Majnoon, located in southern Iraq, is among the richest oil fields in the world, with oil reserves of 23 to 25 billion barrels and proven reserves of 12.8 billion barrels of oil. The field was named Majnoon (crazy) due to an excessive presence of oil in a limited area on the east of the Tigris River in Basra Governorate.
Out of ten major oil and gas fields in Iraq, Majnoon is the first to be offered to an international company for development. In December 2009, the Iraqi government sold the development rights of Majnoon and another oil field, Halfiya, through public auction.
The state of Iraq has a 25% stake in the project, and Shell and Petronas hold 45% and 30% respectively. The contract for Halfiya oil field was won by a consortium of CNPC of China, Petronas and Total for $1.40 per barrel.
Iraq has oil reserves of 115 billion barrels and currently produces 2.5 million barrels per day (bpd).
The country expects to increase the production to seven million barrels per day in six years to compete with Saudi Arabia. The revenues generated through oil production will be used to rebuild the infrastructure in the war-torn country.

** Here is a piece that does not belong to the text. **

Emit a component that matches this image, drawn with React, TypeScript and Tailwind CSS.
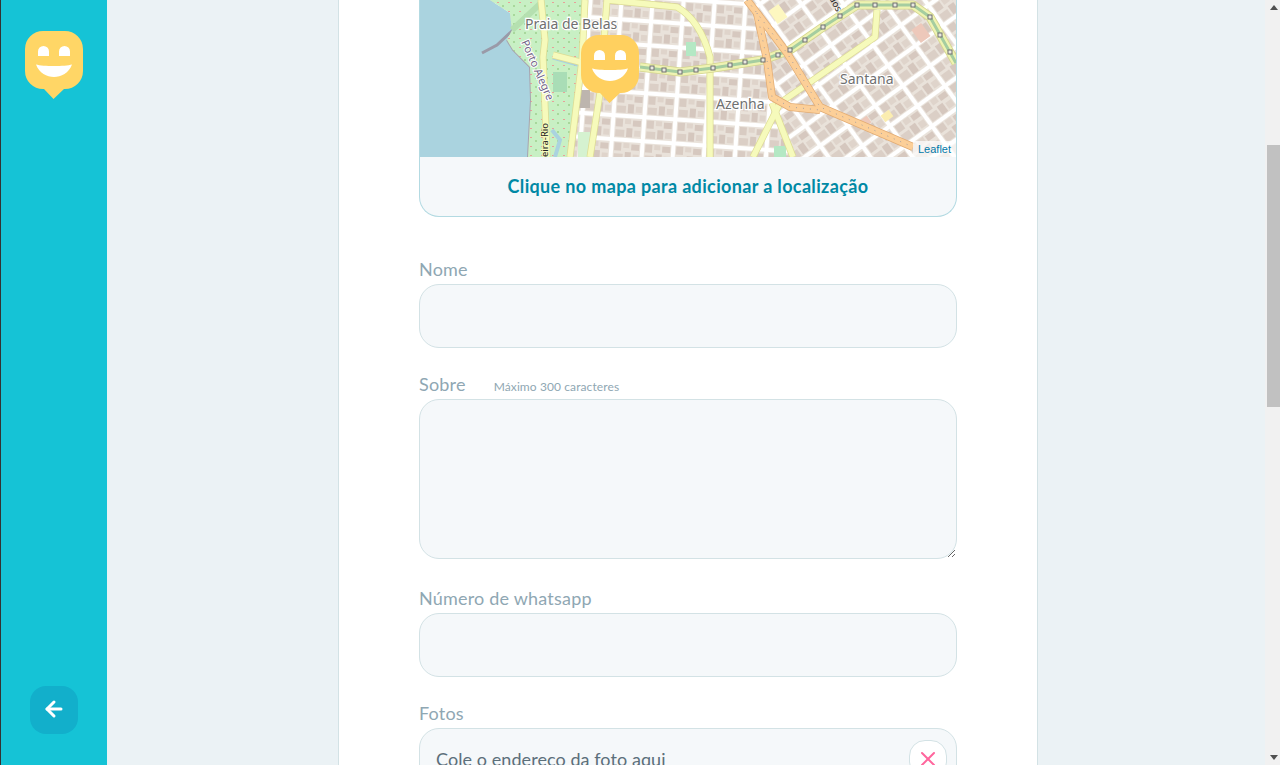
import { ArrowLeft, X } from "lucide-react";

const SmileLogo = ({ fill }: { fill: string }) => (
  <svg width="58" height="68" viewBox="0 0 58 68">
    <path d="M18 0h22a18 18 0 0 1 18 18v22a18 18 0 0 1-18 18h-1L28.500 68 19 58h-1A18 18 0 0 1 0 40V18A18 18 0 0 1 18 0z" fill={fill} />
    <path d="M13 25v-4.500a5.500 5.500 0 0 1 11 0V25zM34 25v-4.500a5.500 5.500 0 0 1 11 0V25z" fill="#fff" />
    <path d="M11 33.500C18 35.500 40 35.500 47 33.500C44 42 36 46 29 46C22 46 14 42 11 33.500z" fill="#fff" />
  </svg>
);

const yellowRoads = [
  "M585 0L582 60L570 157",
  "M607 0L600 93L590 157",
  "M541 0L545 40L543 57L547 157",
  "M553 55L580 62",
  "M607 0L677 7Q700 20 710 57L710 157",
  "M877 10L875 37L780 103L753 157",
  "M772 103L793 157",
];

const orangeRoads = [
  "M747 0L760 17L787 53L820 107L913 147",
  "M757 13L767 60L772 97L790 107L820 110",
];

const trunk = "M640 67L680 72L713 68L763 60L790 50L823 27L857 5L913 5L930 17L956 63";

const trunkStops = [
  [652, 68], [664, 70], [680, 72], [696, 70], [713, 68], [730, 65], [745, 62], [763, 60], [778, 55], [790, 50],
  [805, 40], [823, 27], [840, 16], [857, 5], [875, 5], [895, 5], [913, 5], [930, 17], [940, 35], [950, 52],
];

const MapArt = () => (
  <svg className="block" width="536" height="157" viewBox="420 0 536 157">
    <defs>
      <pattern id="blocksA" width="31" height="24" patternUnits="userSpaceOnUse" patternTransform="rotate(4)">
        <rect width="31" height="24" fill="#ffffff" />
        <rect x="2" y="2" width="27" height="20" fill="#E9E2DA" />
        <rect x="3" y="3" width="7" height="8" fill="#D8CBC2" />
        <rect x="12" y="3" width="6" height="5" fill="#DFD4CB" />
        <rect x="20" y="4" width="8" height="6" fill="#D6C8BF" />
        <rect x="3" y="14" width="9" height="7" fill="#DBCFC6" />
        <rect x="14" y="12" width="6" height="9" fill="#D5C7BE" />
        <rect x="22" y="14" width="6" height="6" fill="#DFD4CB" />
      </pattern>
      <pattern id="blocksB" width="34" height="25" patternUnits="userSpaceOnUse" patternTransform="rotate(-36)">
        <rect width="34" height="25" fill="#ffffff" />
        <rect x="2" y="2" width="30" height="21" fill="#E9E2DA" />
        <rect x="3" y="3" width="8" height="8" fill="#D8CBC2" />
        <rect x="13" y="3" width="7" height="6" fill="#DFD4CB" />
        <rect x="22" y="4" width="9" height="6" fill="#D6C8BF" />
        <rect x="3" y="14" width="10" height="8" fill="#DBCFC6" />
        <rect x="15" y="12" width="7" height="10" fill="#D5C7BE" />
        <rect x="24" y="14" width="7" height="7" fill="#DFD4CB" />
      </pattern>
      <pattern id="parkDots" width="11" height="9" patternUnits="userSpaceOnUse">
        <rect width="11" height="9" fill="#C8F0C4" />
        <rect x="2" y="2" width="2" height="1" fill="#E8A09A" />
        <rect x="7" y="5" width="2" height="2" fill="#A8D89C" />
      </pattern>
    </defs>

    {/* land + blocks */}
    <rect x="420" y="0" width="536" height="157" fill="url(#blocksA)" />
    <polygon points="748,0 956,0 956,157 790,157 772,100 762,50" fill="url(#blocksB)" />

    {/* water */}
    <path d="M420 0H490L510 13L512 30L507 40L513 50L530 67L531 100L528 157H420z" fill="#AAD3DF" />
    <path d="M482 53L497 45L513 30" stroke="#9A9AA8" strokeWidth="3" fill="none" />
    <path d="M507 40L513 50L530 67L531 100L528 157" stroke="#A8A3AE" strokeWidth="2" fill="none" />

    {/* park */}
    <path d="M490 0H541L585 0L582 60L570 157H528L531 100L530 67L513 50L507 40L512 30L510 13z" fill="url(#parkDots)" />
    <path d="M512 30L540 4" stroke="#B5E0B0" strokeWidth="6" fill="none" />
    <rect x="553" y="72" width="14" height="20" fill="#A9DDB6" />
    <path d="M553 57L578 64" stroke="#AAD3DF" strokeWidth="5" />
    <path d="M555 157L560 140L552 130" stroke="#AAD3DF" strokeWidth="4" fill="none" />
    <rect x="579" y="90" width="11" height="18" fill="#BDB5AE" />
    <rect x="578" y="132" width="12" height="25" fill="#D5F2D0" />

    {/* accent patches */}
    <rect x="772" y="6" width="12" height="16" fill="#FDF7C0" transform="rotate(-35 778 14)" />
    <rect x="686" y="42" width="10" height="14" fill="#B4E8C4" />
    <rect x="882" y="112" width="10" height="8" fill="#FBEDB0" transform="rotate(-36 887 116)" />
    <rect x="860" y="118" width="10" height="8" fill="#EDC8BA" transform="rotate(-36 865 122)" />
    <rect x="915" y="25" width="12" height="16" fill="#EDC8BA" transform="rotate(-36 921 33)" />
    <rect x="774" y="146" width="12" height="11" fill="#B4E8C4" />

    {/* roads */}
    <g fill="none" strokeLinejoin="round">
      {yellowRoads.map((d) => (
        <path key={d} d={d} stroke="#DDDC94" strokeWidth="7" />
      ))}
      {yellowRoads.map((d) => (
        <path key={d + "f"} d={d} stroke="#F6FABB" strokeWidth="5.500" />
      ))}
      <path d={trunk} stroke="#D5D68E" strokeWidth="9" />
      <path d={trunk} stroke="#EFF3B2" strokeWidth="7.500" />
      <path d={trunk} stroke="#A5CDA0" strokeWidth="3" />
      {orangeRoads.map((d) => (
        <path key={d} d={d} stroke="#E2AC74" strokeWidth="8" />
      ))}
      {orangeRoads.map((d) => (
        <path key={d + "f"} d={d} stroke="#FCCF98" strokeWidth="6.500" />
      ))}
      {orangeRoads.map((d) => (
        <path key={d + "d"} d={d} stroke="#A8A0A0" strokeWidth="1" strokeDasharray="1 6" />
      ))}
    </g>
    {trunkStops.map(([x, y]) => (
      <rect key={`${x}-${y}`} x={x - 2} y={y - 2} width="4" height="4" fill="#E8E8E0" stroke="#707070" strokeWidth="1" />
    ))}

    {/* labels */}
    <g fontFamily="'Noto Sans', sans-serif" fill="#707070" stroke="#ffffff" strokeWidth="2.500" paintOrder="stroke" fontSize="14">
      <text x="525" y="29">Praia de Belas</text>
      <text x="716" y="109">Azenha</text>
      <text x="840" y="84">Santana</text>
    </g>
    <text x="521" y="42" transform="rotate(66 521 42)" fontFamily="'Noto Sans', sans-serif" fontSize="11" fill="#6F6485" stroke="#ffffff" strokeWidth="2" paintOrder="stroke">Porto Alegre</text>
    <text x="548" y="157" transform="rotate(-90 548 157)" fontFamily="'Noto Sans', sans-serif" fontSize="9.500" fill="#222222" stroke="#F6FABB" strokeWidth="2" paintOrder="stroke">eira-Rio</text>
    <text x="829" y="-2" transform="rotate(62 829 -2)" fontFamily="'Noto Sans', sans-serif" fontSize="9.500" fill="#222222">dos</text>
  </svg>
);

const labelClass = "block h-[25px] text-[18px] leading-[21px] tracking-[0.2px] text-[#8FA7B3]";
const fieldClass = "block w-full rounded-[20px] border border-[#D3E2E5] bg-[#F5F8FA] outline-none";

export default function App() {
  return (
    <div className="flex h-[765px] w-[1280px] overflow-hidden bg-[#EBF2F5] font-['Lato','Noto_Sans',sans-serif]">
      <aside className="flex w-[107px] shrink-0 flex-col items-center justify-between border-l border-[#333333] bg-[#15C3D6] py-[31px]">
        <SmileLogo fill="#FFD666" />
        <button className="flex h-12 w-12 items-center justify-center rounded-2xl bg-[#12AFCB] text-white">
          <ArrowLeft size={24} strokeWidth={3} className="-translate-y-px" />
        </button>
      </aside>

      <main className="min-w-0 flex-1">
        <div className="ml-[231px] h-[765px] w-[700px] border-x border-[#D3E2E5] bg-white px-20">
          {/* map */}
          <div className="overflow-hidden rounded-b-[20px] border-x border-b border-[#B3DAE2] bg-[#F5F8FA]">
            <div className="relative">
              <MapArt />
              <div className="absolute left-[161px] top-[35px]">
                <SmileLogo fill="#FFD05F" />
              </div>
              <span className="absolute bottom-0 right-0 bg-white/70 px-[5px] text-[11px] leading-[16px] text-[#0078A8] font-['Liberation_Sans',sans-serif]">
                Leaflet
              </span>
            </div>
            <div className="flex h-[59px] items-center justify-center text-[18px] font-bold tracking-[0.35px] text-[#0089A5]">
              Clique no mapa para adicionar a localização
            </div>
          </div>

          {/* fields */}
          <div className="pt-[42px]">
            <label className={labelClass}>Nome</label>
            <input className={`${fieldClass} h-16`} />
          </div>
          <div className="pt-[26px]">
            <label className={labelClass}>
              Sobre
              <span className="ml-7 text-[12px] tracking-[0.1px]">Máximo 300 caracteres</span>
            </label>
            <textarea className={`${fieldClass} h-40 resize-y`} />
          </div>
          <div className="pt-[29px]">
            <label className={labelClass}>Número de whatsapp</label>
            <input className={`${fieldClass} h-16`} />
          </div>
          <div className="pt-[26px]">
            <label className={labelClass}>Fotos</label>
            <div className={`${fieldClass} flex items-start justify-between pb-3 pl-4 pr-[9px] pt-[11px]`}>
              <span className="pt-[5px] text-[18px] leading-[28px] tracking-[0.07px] text-[#5C6F7A]">Cole o endereço da foto aqui</span>
              <button className="flex h-[38px] w-[38px] items-center justify-center rounded-2xl border border-[#D3E2E5] bg-white text-[#FF669D]">
                <X size={24} />
              </button>
            </div>
          </div>
        </div>
      </main>

      {/* page scrollbar */}
      <div className="flex w-[15px] shrink-0 flex-col bg-[#F1F1F1]">
        <div className="flex h-[145px] justify-center pl-[2px] pt-[5px]">
          <svg width="8" height="5" viewBox="0 0 8 5"><path d="M4 0l4 5H0z" fill="#505050" /></svg>
        </div>
        <div className="ml-[2px] h-[262px] bg-[#C1C1C1]" />
        <div className="flex flex-1 items-end justify-center pb-[5px] pl-[2px]">
          <svg width="8" height="5" viewBox="0 0 8 5"><path d="M4 5L8 0H0z" fill="#505050" /></svg>
        </div>
      </div>
    </div>
  );
}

Majnoon development contract
Iraq intends to bring its oil production at Majnoon to pre-war levels. The Majnoon development contract includes the drilling of over 40 wells, constructing three gas separation stations and developing refineries.
The contract was awarded to the consortium formed by Royal Dutch Shell (60%) and Malaysia’s Petronas, as it offered $1.39 per barrel.

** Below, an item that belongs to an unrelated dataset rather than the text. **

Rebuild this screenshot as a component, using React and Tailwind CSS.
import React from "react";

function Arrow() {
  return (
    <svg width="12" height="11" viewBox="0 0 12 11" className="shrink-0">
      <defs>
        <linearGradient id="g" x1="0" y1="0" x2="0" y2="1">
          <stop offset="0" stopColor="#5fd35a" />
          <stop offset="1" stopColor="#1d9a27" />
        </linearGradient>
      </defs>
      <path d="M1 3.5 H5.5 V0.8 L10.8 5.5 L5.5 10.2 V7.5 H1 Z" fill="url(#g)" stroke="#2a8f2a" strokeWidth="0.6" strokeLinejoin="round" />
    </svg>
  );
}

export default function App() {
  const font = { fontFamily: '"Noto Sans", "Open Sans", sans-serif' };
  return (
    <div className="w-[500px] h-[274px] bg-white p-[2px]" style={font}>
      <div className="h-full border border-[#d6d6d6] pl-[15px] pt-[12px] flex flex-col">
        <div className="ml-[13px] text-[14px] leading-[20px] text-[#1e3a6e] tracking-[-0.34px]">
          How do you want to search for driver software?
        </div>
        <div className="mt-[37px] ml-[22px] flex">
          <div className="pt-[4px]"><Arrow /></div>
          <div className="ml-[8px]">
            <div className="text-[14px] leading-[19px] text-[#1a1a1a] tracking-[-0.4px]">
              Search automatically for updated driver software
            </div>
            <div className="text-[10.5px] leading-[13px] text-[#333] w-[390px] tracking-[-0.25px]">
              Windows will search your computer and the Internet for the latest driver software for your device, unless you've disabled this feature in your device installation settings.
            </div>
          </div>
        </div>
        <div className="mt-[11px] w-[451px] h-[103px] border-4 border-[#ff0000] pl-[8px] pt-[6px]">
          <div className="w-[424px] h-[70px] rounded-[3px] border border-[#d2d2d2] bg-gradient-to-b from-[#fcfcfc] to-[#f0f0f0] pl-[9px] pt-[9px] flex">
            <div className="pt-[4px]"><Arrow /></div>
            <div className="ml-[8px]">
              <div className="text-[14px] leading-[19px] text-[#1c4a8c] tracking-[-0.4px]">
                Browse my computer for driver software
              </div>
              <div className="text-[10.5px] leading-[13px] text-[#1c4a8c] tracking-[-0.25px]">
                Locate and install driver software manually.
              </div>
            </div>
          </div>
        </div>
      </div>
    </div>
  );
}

Shell will implement the development and production service contract. CNPC and Total also bid for the contract, but were unsuccessful.
In the 1990s, Total negotiated the development of the field under the regime of Saddam Hussein, but no agreement was signed due to trade sanctions by the UN.
Majnoon field production
The Majnoon field reported a production of around 50,000 barrels of oil a day (bopd) in November 2003. The new Shell and Petrobas joint venture is expected to increase production to a plateau of 1.8 million barrels of oil per day from 45,000bopd (December 2009).

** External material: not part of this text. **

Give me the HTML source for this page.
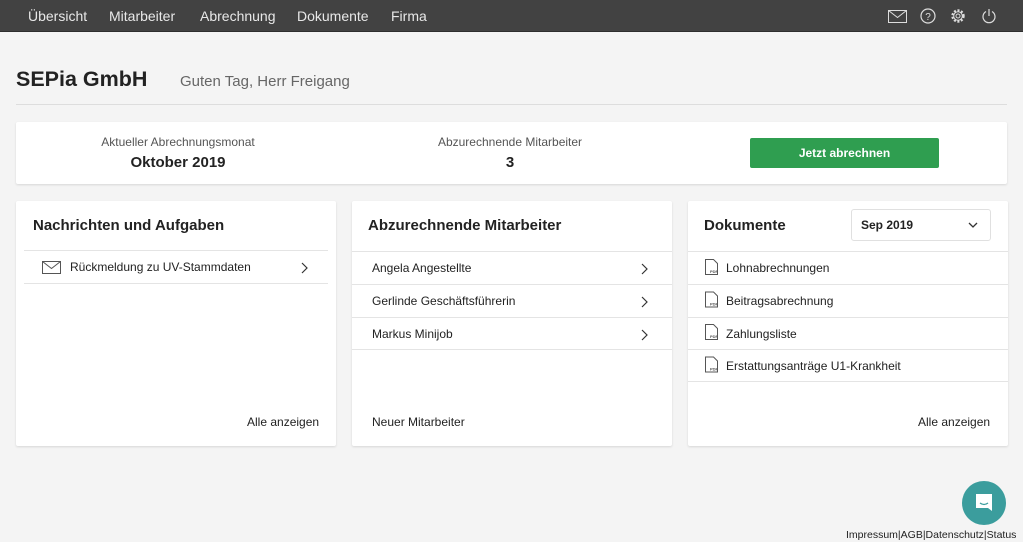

The field’s first pay zone consists of Upper Cretaceous, which tested 4,000bpd of gas rich oil in 1976. The pressure at the Upper Cretaceous reservoir was so high that the rig used in the discovery was destroyed. Mishrif carbonates, Nahr Umr sands (Middle Cretaceous) and Shuaiba carbonates and Zubair sands (Lower Cretaceous) form the pay zones.
The field in Hawizah marshes, primarily under man-made islands near Iran’s border north of Basra, extends 60km inland.
Majnoon oil field discovery
Discovered in 1975 by Braspetro (Petrobras of Brazil), Majnoon was found to be a part of Great Rumaila Triangle. Initially, the field was expected to have reserves of seven billion barrels with a heavy to medium range of oil quantity.
Development work stopped in 1980 when Iraq’s war with Iran broke out, by which time the engineering phase was underway. Braspetro had drilled 20 wells at the field and pressed 14 drilling rigs into service.
Iran occupied the area during the war, and the Majnoon field, along with the other parts of Iraq, was looted and sabotaged. Iran then claimed a stake in the field.
In January 2009, however, Iraq declared that the field was entirely in its territory. An extension of Majnoon was discovered on the Iranian side of the border.
Post war, the Southern Oil Company repaired the damages at the field and resumed production. Production reached the pre-war level of 50,000bopd in 2003.